### DATA TO USE

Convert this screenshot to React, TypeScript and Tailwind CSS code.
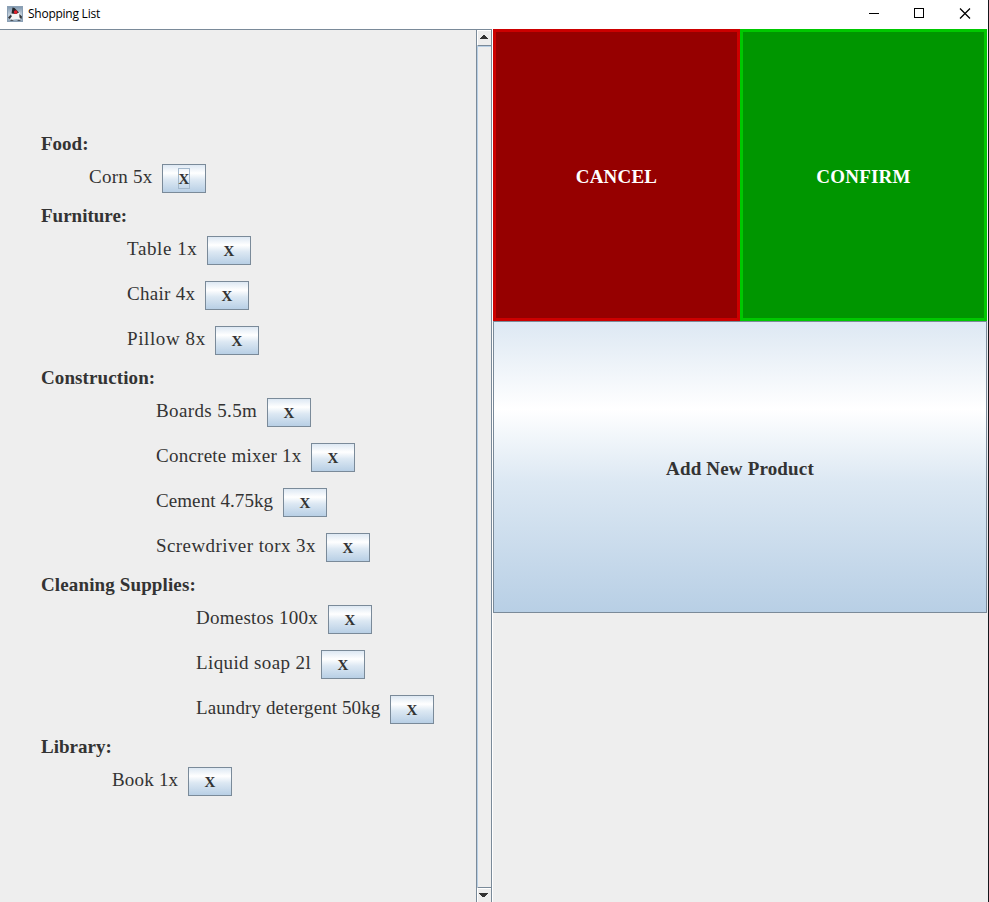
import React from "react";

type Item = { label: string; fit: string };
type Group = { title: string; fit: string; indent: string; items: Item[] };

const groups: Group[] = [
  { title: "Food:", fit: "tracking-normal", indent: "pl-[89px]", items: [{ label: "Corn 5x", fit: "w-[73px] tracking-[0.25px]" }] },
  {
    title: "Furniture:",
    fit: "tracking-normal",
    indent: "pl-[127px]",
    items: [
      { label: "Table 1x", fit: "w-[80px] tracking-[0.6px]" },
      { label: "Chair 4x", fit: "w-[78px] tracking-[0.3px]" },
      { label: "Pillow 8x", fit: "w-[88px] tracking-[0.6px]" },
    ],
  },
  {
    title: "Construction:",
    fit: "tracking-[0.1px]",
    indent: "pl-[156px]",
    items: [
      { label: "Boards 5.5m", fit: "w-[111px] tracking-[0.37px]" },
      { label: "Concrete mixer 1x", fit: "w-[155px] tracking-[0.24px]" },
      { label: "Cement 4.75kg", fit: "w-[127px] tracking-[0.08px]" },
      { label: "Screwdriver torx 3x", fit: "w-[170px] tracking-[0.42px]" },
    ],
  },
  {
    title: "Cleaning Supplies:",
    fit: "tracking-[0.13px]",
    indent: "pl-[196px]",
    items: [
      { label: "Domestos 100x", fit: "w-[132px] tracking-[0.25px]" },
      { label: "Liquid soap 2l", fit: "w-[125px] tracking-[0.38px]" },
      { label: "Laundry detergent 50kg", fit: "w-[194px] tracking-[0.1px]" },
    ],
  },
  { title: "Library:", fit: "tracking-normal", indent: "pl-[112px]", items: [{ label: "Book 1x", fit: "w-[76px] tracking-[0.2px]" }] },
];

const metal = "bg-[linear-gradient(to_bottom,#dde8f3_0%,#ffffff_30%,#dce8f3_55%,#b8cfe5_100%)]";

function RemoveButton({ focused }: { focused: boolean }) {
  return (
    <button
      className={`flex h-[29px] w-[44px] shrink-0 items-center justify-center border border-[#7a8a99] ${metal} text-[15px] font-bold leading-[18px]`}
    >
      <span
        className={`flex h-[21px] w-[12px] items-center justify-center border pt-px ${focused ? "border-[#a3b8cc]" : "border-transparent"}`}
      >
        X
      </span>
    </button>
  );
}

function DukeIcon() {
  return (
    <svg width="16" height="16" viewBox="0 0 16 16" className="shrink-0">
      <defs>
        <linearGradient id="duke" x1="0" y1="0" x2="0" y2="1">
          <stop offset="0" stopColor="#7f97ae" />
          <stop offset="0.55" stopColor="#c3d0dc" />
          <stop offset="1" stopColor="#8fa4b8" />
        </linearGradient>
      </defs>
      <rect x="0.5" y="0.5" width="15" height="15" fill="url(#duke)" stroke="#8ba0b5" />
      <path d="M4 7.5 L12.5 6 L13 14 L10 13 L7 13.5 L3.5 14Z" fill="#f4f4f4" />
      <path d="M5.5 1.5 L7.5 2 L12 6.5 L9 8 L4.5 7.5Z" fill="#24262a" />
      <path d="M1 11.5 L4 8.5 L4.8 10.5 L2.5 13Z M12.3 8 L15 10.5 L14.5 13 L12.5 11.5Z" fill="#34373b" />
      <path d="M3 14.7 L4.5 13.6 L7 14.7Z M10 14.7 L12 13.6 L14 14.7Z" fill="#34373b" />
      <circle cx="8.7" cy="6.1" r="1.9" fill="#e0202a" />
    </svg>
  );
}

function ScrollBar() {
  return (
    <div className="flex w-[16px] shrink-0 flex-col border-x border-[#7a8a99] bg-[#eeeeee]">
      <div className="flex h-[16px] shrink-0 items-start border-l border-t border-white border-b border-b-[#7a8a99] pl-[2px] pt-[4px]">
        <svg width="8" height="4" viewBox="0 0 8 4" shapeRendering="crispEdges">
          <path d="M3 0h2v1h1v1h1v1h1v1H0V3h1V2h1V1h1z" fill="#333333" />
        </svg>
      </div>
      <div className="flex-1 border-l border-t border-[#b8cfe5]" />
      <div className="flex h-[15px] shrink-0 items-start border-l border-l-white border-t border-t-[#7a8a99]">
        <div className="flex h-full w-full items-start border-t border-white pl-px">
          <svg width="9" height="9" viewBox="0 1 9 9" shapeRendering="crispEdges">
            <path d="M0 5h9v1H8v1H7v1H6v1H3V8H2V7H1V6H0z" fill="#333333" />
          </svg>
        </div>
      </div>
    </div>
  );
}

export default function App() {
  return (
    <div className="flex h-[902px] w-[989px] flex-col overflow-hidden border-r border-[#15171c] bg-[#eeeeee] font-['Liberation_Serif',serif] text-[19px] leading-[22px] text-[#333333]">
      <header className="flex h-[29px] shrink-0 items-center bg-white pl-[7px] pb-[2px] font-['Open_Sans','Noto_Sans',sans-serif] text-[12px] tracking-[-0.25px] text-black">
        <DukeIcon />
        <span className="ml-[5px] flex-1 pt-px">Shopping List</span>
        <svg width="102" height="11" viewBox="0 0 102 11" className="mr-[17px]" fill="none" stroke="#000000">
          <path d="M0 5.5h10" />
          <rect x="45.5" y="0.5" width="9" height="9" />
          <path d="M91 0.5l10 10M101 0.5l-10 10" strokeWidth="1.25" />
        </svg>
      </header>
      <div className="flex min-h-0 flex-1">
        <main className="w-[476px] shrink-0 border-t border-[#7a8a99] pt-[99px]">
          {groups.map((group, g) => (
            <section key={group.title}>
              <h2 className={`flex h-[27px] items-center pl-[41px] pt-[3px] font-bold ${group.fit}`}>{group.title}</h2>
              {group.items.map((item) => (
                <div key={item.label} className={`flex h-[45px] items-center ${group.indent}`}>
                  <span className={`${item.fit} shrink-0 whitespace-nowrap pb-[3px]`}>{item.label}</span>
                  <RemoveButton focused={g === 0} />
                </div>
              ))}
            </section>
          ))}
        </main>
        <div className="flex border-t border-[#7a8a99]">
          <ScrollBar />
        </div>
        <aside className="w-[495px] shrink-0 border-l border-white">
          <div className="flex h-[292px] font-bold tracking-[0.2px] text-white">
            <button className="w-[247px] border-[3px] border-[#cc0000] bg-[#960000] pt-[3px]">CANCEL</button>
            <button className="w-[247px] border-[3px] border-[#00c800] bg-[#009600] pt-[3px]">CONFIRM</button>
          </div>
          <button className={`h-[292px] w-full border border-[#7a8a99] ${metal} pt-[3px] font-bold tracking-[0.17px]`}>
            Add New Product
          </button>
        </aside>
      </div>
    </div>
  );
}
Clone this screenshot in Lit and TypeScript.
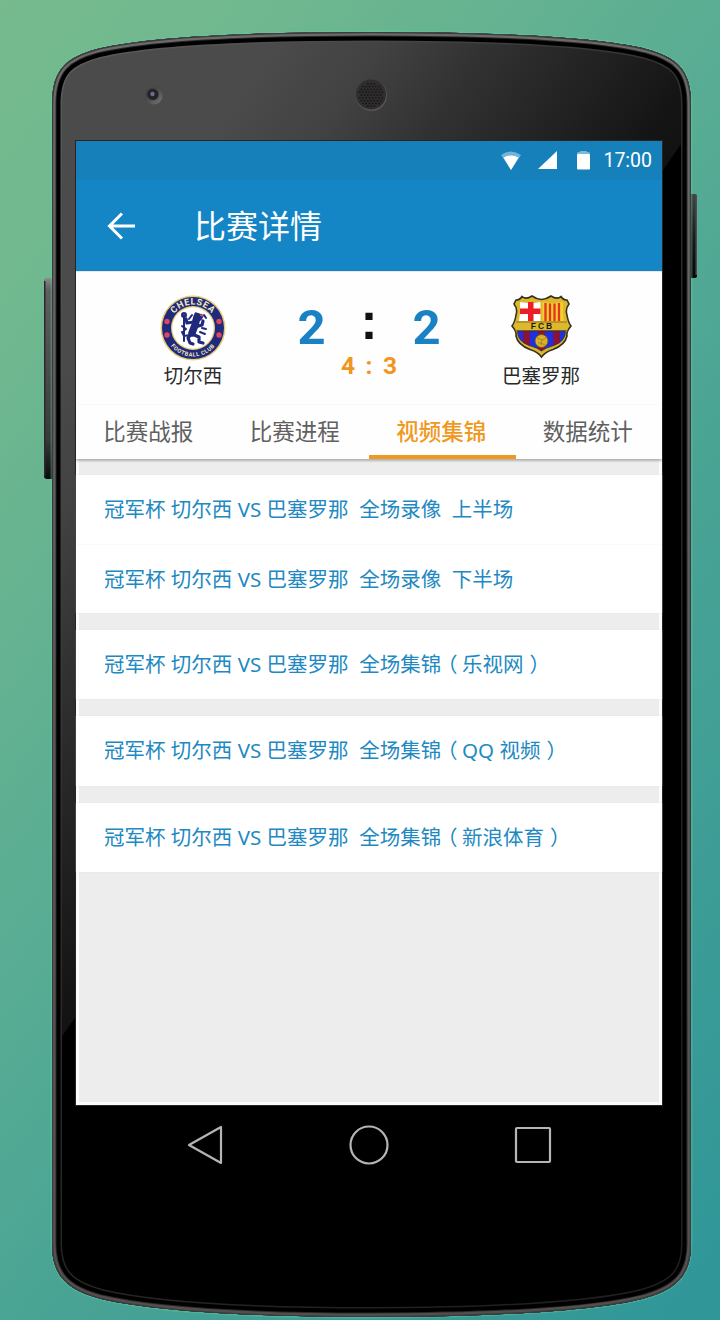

######

WHAT YOU HAVE TO DO:
Repeat the lines exactly as they stand, from the opening line of the data through the line with "string; fit: string;". Pictures stay out of the copy.

REPLY TO THE EXERCISE:
Convert this screenshot to React, TypeScript and Tailwind CSS code.
import React from "react";

type Item = { label: string; fit: string };
type Group = { title: string; fit: string; indent: string; items: Item[] };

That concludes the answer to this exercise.